_Work to complete_
Set the data down again, exactly as it reads, but without the pictures.
━━━━━━━━━━━━━━━━
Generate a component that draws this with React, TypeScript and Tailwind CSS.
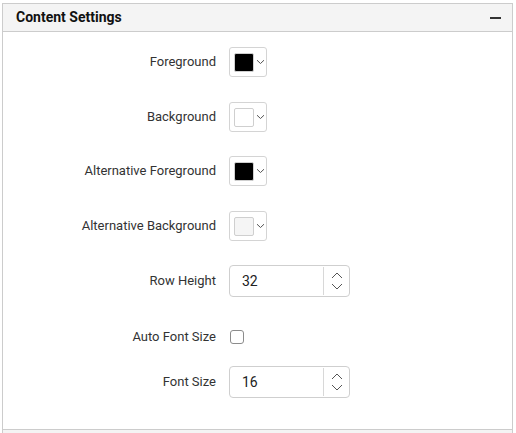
import React from "react";

function ColorPicker({ color }: { color: string }) {
  return (
    <div className="flex h-[30px] w-[38px] items-center rounded-[3px] border border-[#d4d4d4] bg-white pl-[4px]">
      <div
        className={`h-[19px] w-[20px] rounded-[2px] border border-[#cfcfcf] ${color}`}
      />
      <svg width="9" height="6" viewBox="0 0 9 6" className="ml-[2px]">
        <path d="M1 1.2 L4.5 4.5 L8 1.2" fill="none" stroke="#555" strokeWidth="1" />
      </svg>
    </div>
  );
}

function NumericInput({ value }: { value: string }) {
  return (
    <div className="flex h-8 w-[121px] items-stretch rounded-[4px] border border-[#cfcfcf] bg-white">
      <div className="flex flex-1 items-center pl-[12px] text-[14px] text-[#222]">{value}</div>
      <div className="my-[1px] flex w-[26px] flex-col items-center justify-center gap-[4px] border-l border-[#d8d8d8]">
        <svg width="12" height="7" viewBox="0 0 12 7">
          <path d="M1 6 L6 1 L11 6" fill="none" stroke="#555" strokeWidth="1" />
        </svg>
        <svg width="12" height="7" viewBox="0 0 12 7">
          <path d="M1 1 L6 6 L11 1" fill="none" stroke="#555" strokeWidth="1" />
        </svg>
      </div>
    </div>
  );
}

function Row({ label, className, children }: { label: string; className?: string; children: React.ReactNode }) {
  return (
    <div className={`flex h-8 items-center ${className ?? ""}`}>
      <div className="w-[213px] text-right text-[13px] text-[#333]">{label}</div>
      <div className="ml-[13px] flex items-center">{children}</div>
    </div>
  );
}

export default function App() {
  return (
    <div className="h-[433px] w-[516px] bg-white pl-[2px] pt-[3px]" style={{ fontFamily: "Roboto, 'Liberation Sans', sans-serif" }}>
      <div className="w-[511px] border-x border-t border-[#cccccc]">
        <div className="flex h-[28px] items-center justify-between border-b border-[#cccccc] bg-[#f4f4f4] pl-[13px] pr-[11px]">
          <span className="text-[14px] font-bold text-[#111]">Content Settings</span>
          <div className="h-[2px] w-[11px] bg-[#333]" />
        </div>
        <div className="h-[397px] pt-[14px]">
          <Row label="Foreground">
            <ColorPicker color="bg-black" />
          </Row>
          <Row label="Background" className="mt-[23px]">
            <ColorPicker color="bg-white" />
          </Row>
          <Row label="Alternative Foreground" className="mt-[22px]">
            <ColorPicker color="bg-black" />
          </Row>
          <Row label="Alternative Background" className="mt-[23px]">
            <ColorPicker color="bg-[#f5f5f5]" />
          </Row>
          <Row label="Row Height" className="mt-[23px]">
            <NumericInput value="32" />
          </Row>
          <Row label="Auto Font Size" className="mt-[24px]">
            <div className="ml-[1px] h-[14px] w-[14px] rounded-[3px] border border-[#8c8c8c] bg-white" />
          </Row>
          <Row label="Font Size" className="mt-[13px]">
            <NumericInput value="16" />
          </Row>
        </div>
        <div className="h-[4px] border-t border-[#cccccc] bg-[#f4f4f4]" />
      </div>
    </div>
  );
}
━━━━━━━━━━━━━━━━
_The output_
Generate a component that draws this with React, TypeScript and Tailwind CSS.
import React from "react";

function ColorPicker({ color }: { color: string }) {
  return (
    <div className="flex h-[30px] w-[38px] items-center rounded-[3px] border border-[#d4d4d4] bg-white pl-[4px]">
      <div
        className={`h-[19px] w-[20px] rounded-[2px] border border-[#cfcfcf] ${color}`}
      />
      <svg width="9" height="6" viewBox="0 0 9 6" className="ml-[2px]">
        <path d="M1 1.2 L4.5 4.5 L8 1.2" fill="none" stroke="#555" strokeWidth="1" />
      </svg>
    </div>
  );
}

function NumericInput({ value }: { value: string }) {
  return (
    <div className="flex h-8 w-[121px] items-stretch rounded-[4px] border border-[#cfcfcf] bg-white">
      <div className="flex flex-1 items-center pl-[12px] text-[14px] text-[#222]">{value}</div>
      <div className="my-[1px] flex w-[26px] flex-col items-center justify-center gap-[4px] border-l border-[#d8d8d8]">
        <svg width="12" height="7" viewBox="0 0 12 7">
          <path d="M1 6 L6 1 L11 6" fill="none" stroke="#555" strokeWidth="1" />
        </svg>
        <svg width="12" height="7" viewBox="0 0 12 7">
          <path d="M1 1 L6 6 L11 1" fill="none" stroke="#555" strokeWidth="1" />
        </svg>
      </div>
    </div>
  );
}

function Row({ label, className, children }: { label: string; className?: string; children: React.ReactNode }) {
  return (
    <div className={`flex h-8 items-center ${className ?? ""}`}>
      <div className="w-[213px] text-right text-[13px] text-[#333]">{label}</div>
      <div className="ml-[13px] flex items-center">{children}</div>
    </div>
  );
}

export default function App() {
  return (
    <div className="h-[433px] w-[516px] bg-white pl-[2px] pt-[3px]" style={{ fontFamily: "Roboto, 'Liberation Sans', sans-serif" }}>
      <div className="w-[511px] border-x border-t border-[#cccccc]">
        <div className="flex h-[28px] items-center justify-between border-b border-[#cccccc] bg-[#f4f4f4] pl-[13px] pr-[11px]">
          <span className="text-[14px] font-bold text-[#111]">Content Settings</span>
          <div className="h-[2px] w-[11px] bg-[#333]" />
        </div>
        <div className="h-[397px] pt-[14px]">
          <Row label="Foreground">
            <ColorPicker color="bg-black" />
          </Row>
          <Row label="Background" className="mt-[23px]">
            <ColorPicker color="bg-white" />
          </Row>
          <Row label="Alternative Foreground" className="mt-[22px]">
            <ColorPicker color="bg-black" />
          </Row>
          <Row label="Alternative Background" className="mt-[23px]">
            <ColorPicker color="bg-[#f5f5f5]" />
          </Row>
          <Row label="Row Height" className="mt-[23px]">
            <NumericInput value="32" />
          </Row>
          <Row label="Auto Font Size" className="mt-[24px]">
            <div className="ml-[1px] h-[14px] w-[14px] rounded-[3px] border border-[#8c8c8c] bg-white" />
          </Row>
          <Row label="Font Size" className="mt-[13px]">
            <NumericInput value="16" />
          </Row>
        </div>
        <div className="h-[4px] border-t border-[#cccccc] bg-[#f4f4f4]" />
      </div>
    </div>
  );
}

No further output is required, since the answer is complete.